● Direction: Set all the material down again unchanged, without the pictures.
══════════
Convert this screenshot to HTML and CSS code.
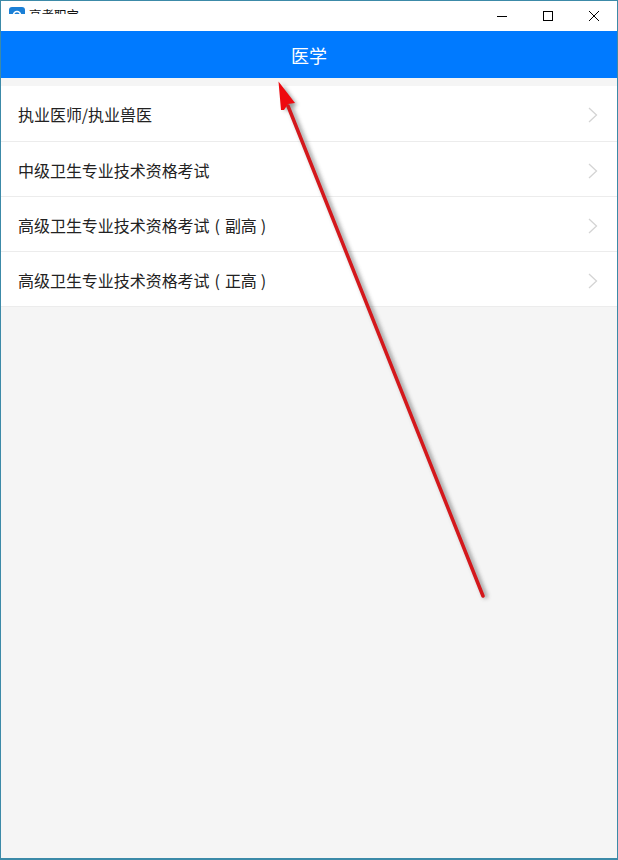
FILE: index.html
```html
<!DOCTYPE html>
<html lang="zh">
<head>
<meta charset="utf-8">
<title>医学</title>
<link rel="stylesheet" href="styles.css">
</head>
<body>
<div class="window">
  <div class="titlebar">
    <div class="app">
      <svg class="app-icon" width="16" height="16" viewBox="0 0 16 16"><rect width="16" height="16" rx="3" fill="#1a7fd6"/><circle cx="8" cy="8" r="3.5" fill="none" stroke="#fff" stroke-width="1.6"/></svg>
      <span class="app-name">高考职宝</span>
    </div>
    <div class="controls">
      <svg width="46" height="30" viewBox="0 0 46 30"><path d="M18 15.500h10" stroke="#000" stroke-width="1"/></svg>
      <svg width="46" height="30" viewBox="0 0 46 30"><rect x="18.500" y="10.500" width="9" height="9" fill="none" stroke="#000" stroke-width="1"/></svg>
      <svg width="46" height="30" viewBox="0 0 46 30"><path d="M18 10l10 10M28 10l-10 10" stroke="#000" stroke-width="1"/></svg>
    </div>
  </div>
  <header class="header">医学</header>
  <main class="content">
    <ul class="list">
      <li class="row row-first"><span>执业医师/执业兽医</span><svg class="chev" width="10" height="16" viewBox="0 0 10 16"><path d="M1 1l7.500 7L1 15" fill="none" stroke="#d4d4d4" stroke-width="1.300"/></svg></li>
      <li class="row"><span>中级卫生专业技术资格考试</span><svg class="chev" width="10" height="16" viewBox="0 0 10 16"><path d="M1 1l7.500 7L1 15" fill="none" stroke="#d4d4d4" stroke-width="1.300"/></svg></li>
      <li class="row"><span>高级卫生专业技术资格考试<span class="paren">(</span>副高<span class="paren paren-close">)</span></span><svg class="chev" width="10" height="16" viewBox="0 0 10 16"><path d="M1 1l7.500 7L1 15" fill="none" stroke="#d4d4d4" stroke-width="1.300"/></svg></li>
      <li class="row"><span>高级卫生专业技术资格考试<span class="paren">(</span>正高<span class="paren paren-close">)</span></span><svg class="chev" width="10" height="16" viewBox="0 0 10 16"><path d="M1 1l7.500 7L1 15" fill="none" stroke="#d4d4d4" stroke-width="1.300"/></svg></li>
    </ul>
  </main>
  <svg class="arrow" width="618" height="860" viewBox="0 0 618 860">
    <defs><filter id="s" x="-20%" y="-20%" width="140%" height="140%"><feGaussianBlur stdDeviation="2"/></filter></defs>
    <g filter="url(#s)" opacity=".55" transform="translate(3 2)">
      <path d="M483 596L288 106" stroke="#444" stroke-width="4" fill="none"/>
      <path d="M279 82l15 21-12 6z" fill="#444"/>
    </g>
    <path d="M483 596L288 106" stroke="#d4181c" stroke-width="3.500" fill="none" stroke-linecap="round"/>
    <path d="M278.500 81.500L295 103 288 104 284 110 281 110z" fill="#ee0a10"/>
  </svg>
</div>
</body>
</html>
```

FILE: styles.css
```css
* { box-sizing: border-box; }
html, body { margin: 0; padding: 0; }
body { width: 618px; height: 860px; overflow: hidden; font-family: "Noto Sans CJK SC", "Liberation Sans", sans-serif; }
.window { position: relative; width: 618px; height: 860px; display: flex; flex-direction: column; background: #f5f5f5; border: 1px solid #3c8aa8; border-bottom-width: 2px; }
.titlebar { height: 30px; flex: none; background: #fff; display: flex; justify-content: space-between; }
.app { display: flex; align-items: flex-start; gap: 4px; padding-top: 6px; padding-left: 8px; height: 13px; overflow: hidden; }
.app-icon { flex: none; }
.app-name { font-size: 12.500px; line-height: 16px; color: #111; }
.controls { display: flex; }
.controls svg { display: block; }
.header { height: 47px; flex: none; background: #007aff; color: #fff; font-size: 18px; line-height: 49px; text-align: center; }
.content { flex: 1; padding-top: 8px; }
.list { list-style: none; margin: 0; padding: 0; background: #fff; }
.row { height: 55px; display: flex; align-items: center; justify-content: space-between; padding: 2px 19px 0 17px; font-size: 16px; letter-spacing: -0.040px; color: #222; border-bottom: 1px solid #ececec; }
.row-first { height: 56px; padding-top: 1px; }
.paren { margin: 0 5px; }
.paren-close { margin-left: 4px; }
.chev { flex: none; position: relative; top: 1px; }
.arrow { position: absolute; left: -1px; top: -1px; pointer-events: none; }
```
══════════
● Solution to this exercise:
Convert this screenshot to HTML and CSS code.
FILE: index.html
```html
<!DOCTYPE html>
<html lang="zh">
<head>
<meta charset="utf-8">
<title>医学</title>
<link rel="stylesheet" href="styles.css">
</head>
<body>
<div class="window">
  <div class="titlebar">
    <div class="app">
      <svg class="app-icon" width="16" height="16" viewBox="0 0 16 16"><rect width="16" height="16" rx="3" fill="#1a7fd6"/><circle cx="8" cy="8" r="3.5" fill="none" stroke="#fff" stroke-width="1.6"/></svg>
      <span class="app-name">高考职宝</span>
    </div>
    <div class="controls">
      <svg width="46" height="30" viewBox="0 0 46 30"><path d="M18 15.500h10" stroke="#000" stroke-width="1"/></svg>
      <svg width="46" height="30" viewBox="0 0 46 30"><rect x="18.500" y="10.500" width="9" height="9" fill="none" stroke="#000" stroke-width="1"/></svg>
      <svg width="46" height="30" viewBox="0 0 46 30"><path d="M18 10l10 10M28 10l-10 10" stroke="#000" stroke-width="1"/></svg>
    </div>
  </div>
  <header class="header">医学</header>
  <main class="content">
    <ul class="list">
      <li class="row row-first"><span>执业医师/执业兽医</span><svg class="chev" width="10" height="16" viewBox="0 0 10 16"><path d="M1 1l7.500 7L1 15" fill="none" stroke="#d4d4d4" stroke-width="1.300"/></svg></li>
      <li class="row"><span>中级卫生专业技术资格考试</span><svg class="chev" width="10" height="16" viewBox="0 0 10 16"><path d="M1 1l7.500 7L1 15" fill="none" stroke="#d4d4d4" stroke-width="1.300"/></svg></li>
      <li class="row"><span>高级卫生专业技术资格考试<span class="paren">(</span>副高<span class="paren paren-close">)</span></span><svg class="chev" width="10" height="16" viewBox="0 0 10 16"><path d="M1 1l7.500 7L1 15" fill="none" stroke="#d4d4d4" stroke-width="1.300"/></svg></li>
      <li class="row"><span>高级卫生专业技术资格考试<span class="paren">(</span>正高<span class="paren paren-close">)</span></span><svg class="chev" width="10" height="16" viewBox="0 0 10 16"><path d="M1 1l7.500 7L1 15" fill="none" stroke="#d4d4d4" stroke-width="1.300"/></svg></li>
    </ul>
  </main>
  <svg class="arrow" width="618" height="860" viewBox="0 0 618 860">
    <defs><filter id="s" x="-20%" y="-20%" width="140%" height="140%"><feGaussianBlur stdDeviation="2"/></filter></defs>
    <g filter="url(#s)" opacity=".55" transform="translate(3 2)">
      <path d="M483 596L288 106" stroke="#444" stroke-width="4" fill="none"/>
      <path d="M279 82l15 21-12 6z" fill="#444"/>
    </g>
    <path d="M483 596L288 106" stroke="#d4181c" stroke-width="3.500" fill="none" stroke-linecap="round"/>
    <path d="M278.500 81.500L295 103 288 104 284 110 281 110z" fill="#ee0a10"/>
  </svg>
</div>
</body>
</html>
```

FILE: styles.css
```css
* { box-sizing: border-box; }
html, body { margin: 0; padding: 0; }
body { width: 618px; height: 860px; overflow: hidden; font-family: "Noto Sans CJK SC", "Liberation Sans", sans-serif; }
.window { position: relative; width: 618px; height: 860px; display: flex; flex-direction: column; background: #f5f5f5; border: 1px solid #3c8aa8; border-bottom-width: 2px; }
.titlebar { height: 30px; flex: none; background: #fff; display: flex; justify-content: space-between; }
.app { display: flex; align-items: flex-start; gap: 4px; padding-top: 6px; padding-left: 8px; height: 13px; overflow: hidden; }
.app-icon { flex: none; }
.app-name { font-size: 12.500px; line-height: 16px; color: #111; }
.controls { display: flex; }
.controls svg { display: block; }
.header { height: 47px; flex: none; background: #007aff; color: #fff; font-size: 18px; line-height: 49px; text-align: center; }
.content { flex: 1; padding-top: 8px; }
.list { list-style: none; margin: 0; padding: 0; background: #fff; }
.row { height: 55px; display: flex; align-items: center; justify-content: space-between; padding: 2px 19px 0 17px; font-size: 16px; letter-spacing: -0.040px; color: #222; border-bottom: 1px solid #ececec; }
.row-first { height: 56px; padding-top: 1px; }
.paren { margin: 0 5px; }
.paren-close { margin-left: 4px; }
.chev { flex: none; position: relative; top: 1px; }
.arrow { position: absolute; left: -1px; top: -1px; pointer-events: none; }
```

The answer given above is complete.